Shouldn’t be all that difficult, scoring six runs an over and saving 10 wickets for 20 overs? But then trust us to make a hash of a small run chase. I hate T20, but on Wednesday, hearing all the hype from my younger colleagues, I thought I should tune in for purely professional reasons, and I was not disappointed about being disappointed.
To make 126 in 20 overs, you just need the presence of mind, or the lack of it, to stay on the crease for the duration. And if you can’t make six runs an over in that period, then you shouldn’t be playing the game. It should be as simple as that. There is no need to go out and blast every ball to the boundary, steal cheeky singles or play risky shots that don’t find a place in any book. Still, I would have been happier if our team had gone down trying any of the above.
The surrender on Tuesday didn’t behove either the triviality of the format or the attainability of the target.
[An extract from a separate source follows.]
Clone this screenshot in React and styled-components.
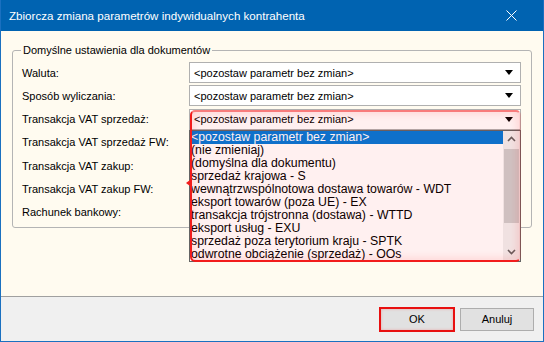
import React from 'react'
import styled, { createGlobalStyle } from 'styled-components'

const Global = createGlobalStyle`
  html, body { margin: 0; padding: 0; background: #ffffff; }
  * { box-sizing: border-box; }
`;

const Window = styled.div`
  width: 544px;
  height: 342px;
  border: 1px solid #1a70c0;
  border-top: none;
  display: flex;
  flex-direction: column;
  font-family: "Liberation Sans", Arial, sans-serif;
  font-size: 11px;
  color: #000;
  overflow: hidden;
`;

const TitleBar = styled.div`
  height: 31px;
  flex: none;
  background: #0063b1;
  color: #fff;
  display: flex;
  align-items: center;
  justify-content: space-between;
  padding: 0 26px 0 8px;
  font-size: 11.6px;
`;

const Body = styled.div`
  flex: 1;
  background: #fffbf0;
  padding: 12px 11px 0 11px;
`;

const GroupBox = styled.fieldset`
  margin: 0;
  padding: 5px 10px 4px 9px;
  border: 1px solid #b4b4b4;
  border-radius: 3px;
  min-width: 0;
`;

const Legend = styled.legend`
  padding: 0 2px;
  margin-left: -1px;
  line-height: 14px;
  font-size: 11px;
`;

const Form = styled.div`
  display: grid;
  grid-template-columns: 167px 1fr;
  grid-auto-rows: 21px;
  row-gap: 2.3px;
  align-items: center;
`;

const Label = styled.div`
  white-space: nowrap;
  font-size: 11px;
`;

const ComboWrap = styled.div`
  position: relative;
  height: 21px;
`;

const Combo = styled.div`
  height: 21px;
  background: #fff;
  border: 1px solid #b0b0b0;
  display: flex;
  align-items: center;
  justify-content: space-between;
  padding: 0 7px 0 4px;
  font-size: 11px;
`;

const Arrow = styled.span`
  width: 0;
  height: 0;
  border-left: 4px solid transparent;
  border-right: 4px solid transparent;
  border-top: 5px solid #000;
`;

const List = styled.div`
  position: absolute;
  left: 0;
  top: 21px;
  width: 100%;
  height: 132px;
  background: #fff;
  border: 1px solid #646464;
  display: flex;
  z-index: 2;
`;

const Items = styled.div`
  flex: 1;
  display: flex;
  flex-direction: column;
`;

const Item = styled.div`
  height: 13px;
  line-height: 13px;
  padding-left: 1px;
  white-space: nowrap;
  font-size: 12.3px;
  background: ${p => (p.$selected ? '#0078d7' : 'transparent')};
  color: ${p => (p.$selected ? '#fff' : '#000')};
`;

const ScrollBar = styled.div`
  width: 17px;
  flex: none;
  background: #f0f0f0;
  display: flex;
  flex-direction: column;
`;

const ScrollBtn = styled.div`
  height: 17px;
  display: flex;
  align-items: center;
  justify-content: center;
`;

const Track = styled.div`
  flex: 1;
  padding: 0 1px;
  display: flex;
  flex-direction: column;
`;

const Thumb = styled.div`
  margin-top: 1px;
  height: 74px;
  background: #cdcdcd;
`;

const Highlight = styled.div`
  position: absolute;
  left: 1px;
  top: 1px;
  width: 331px;
  height: 152px;
  border: 2px solid #f21c1c;
  border-right-color: rgba(242, 28, 28, 0.15);
  border-top-color: rgba(242, 28, 28, 0.55);
  border-radius: 5px;
  background: rgba(255, 0, 0, 0.06);
  box-shadow: inset 0 0 12px rgba(255, 0, 0, 0.16);
  z-index: 3;
  pointer-events: none;

  &::before {
    content: '';
    position: absolute;
    left: -6px;
    top: 68px;
    border-top: 3px solid transparent;
    border-bottom: 3px solid transparent;
    border-right: 4px solid #f21c1c;
  }
`;

const Footer = styled.div`
  height: 45px;
  flex: none;
  background: #f0f0f0;
  border-top: 1px solid #a0a0a0;
  display: flex;
  justify-content: flex-end;
  align-items: center;
  gap: 6px;
  padding: 0 9px 0 0;
`;

const Button = styled.button`
  width: 74px;
  height: 23px;
  background: #e1e1e1;
  border: 1px solid ${p => (p.$marked ? '#e81010' : '#adadad')};
  box-shadow: ${p => (p.$marked ? '0 0 0 1px #e81010, inset 0 0 3px rgba(255,0,0,0.25)' : 'none')};
  font-family: "Liberation Sans", Arial, sans-serif;
  font-size: 11px;
  color: #000;
  padding: 0;
`;

const Chevron = ({ up }) => (
  <svg width="9" height="6" viewBox="0 0 9 6">
    <path
      d={up ? 'M1 5 L4.5 1.5 L8 5' : 'M1 1 L4.5 4.5 L8 1'}
      fill="none"
      stroke="#606060"
      strokeWidth="1.6"
    />
  </svg>
);

const rows = [
  'Waluta:',
  'Sposób wyliczania:',
  'Transakcja VAT sprzedaż:',
  'Transakcja VAT sprzedaż FW:',
  'Transakcja VAT zakup:',
  'Transakcja VAT zakup FW:',
  'Rachunek bankowy:',
];

const options = [
  '<pozostaw parametr bez zmian>',
  '(nie zmieniaj)',
  '(domyślna dla dokumentu)',
  'sprzedaż krajowa - S',
  'wewnątrzwspólnotowa dostawa towarów - WDT',
  'eksport towarów (poza UE) - EX',
  'transakcja trójstronna (dostawa) - WTTD',
  'eksport usług - EXU',
  'sprzedaż poza terytorium kraju - SPTK',
  'odwrotne obciążenie (sprzedaż) - OOs',
];

const KEEP = '<pozostaw parametr bez zmian>';

export default function App() {
  return (
    <>
      <Global />
      <Window>
        <TitleBar>
          <span>Zbiorcza zmiana parametrów indywidualnych kontrahenta</span>
          <svg width="11" height="11" viewBox="0 0 11 11">
            <path d="M0.5 0.5 L10.5 10.5 M10.5 0.5 L0.5 10.5" stroke="#fff" strokeWidth="1" />
          </svg>
        </TitleBar>
        <Body>
          <GroupBox>
            <Legend>Domyślne ustawienia dla dokumentów</Legend>
            <Form>
              {rows.map((label, i) => (
                <React.Fragment key={label}>
                  <Label>{label}</Label>
                  {i < 3 ? (
                    <ComboWrap>
                      <Combo>
                        <span>{KEEP}</span>
                        <Arrow />
                      </Combo>
                      {i === 2 && (
                        <>
                          <List>
                            <Items>
                              {options.map((o, j) => (
                                <Item key={o} $selected={j === 0}>{o}</Item>
                              ))}
                            </Items>
                            <ScrollBar>
                              <ScrollBtn><Chevron up /></ScrollBtn>
                              <Track><Thumb /></Track>
                              <ScrollBtn><Chevron /></ScrollBtn>
                            </ScrollBar>
                          </List>
                          <Highlight />
                        </>
                      )}
                    </ComboWrap>
                  ) : (
                    <div />
                  )}
                </React.Fragment>
              ))}
            </Form>
          </GroupBox>
        </Body>
        <Footer>
          <Button $marked>OK</Button>
          <Button>Anuluj</Button>
        </Footer>
      </Window>
    </>
  );
}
It actually reminded me of March 31, 1997 when India was handed over one of its most humiliating defeats in Barbados. But then we were facing a West Indies which still had the likes of Courtney Walsh, Curtly Ambrose and Ian Bishop, not three spinners who wouldn’t make it to most Ranji teams for their ability to tweak the ball.
Team India, which can sell anything from non-existent Noida housing societies to product ideas that are well past their shelf life, couldn’t survive 19 overs against this Kiwi attack.
Before, you throw the it-is-a-game excuse at me, let me tell you it is a 20-over game. The 20-over format is played all over the country, in school grounds, paddy fields and empty Sunday streets. World class test players playing the format should do a bit better.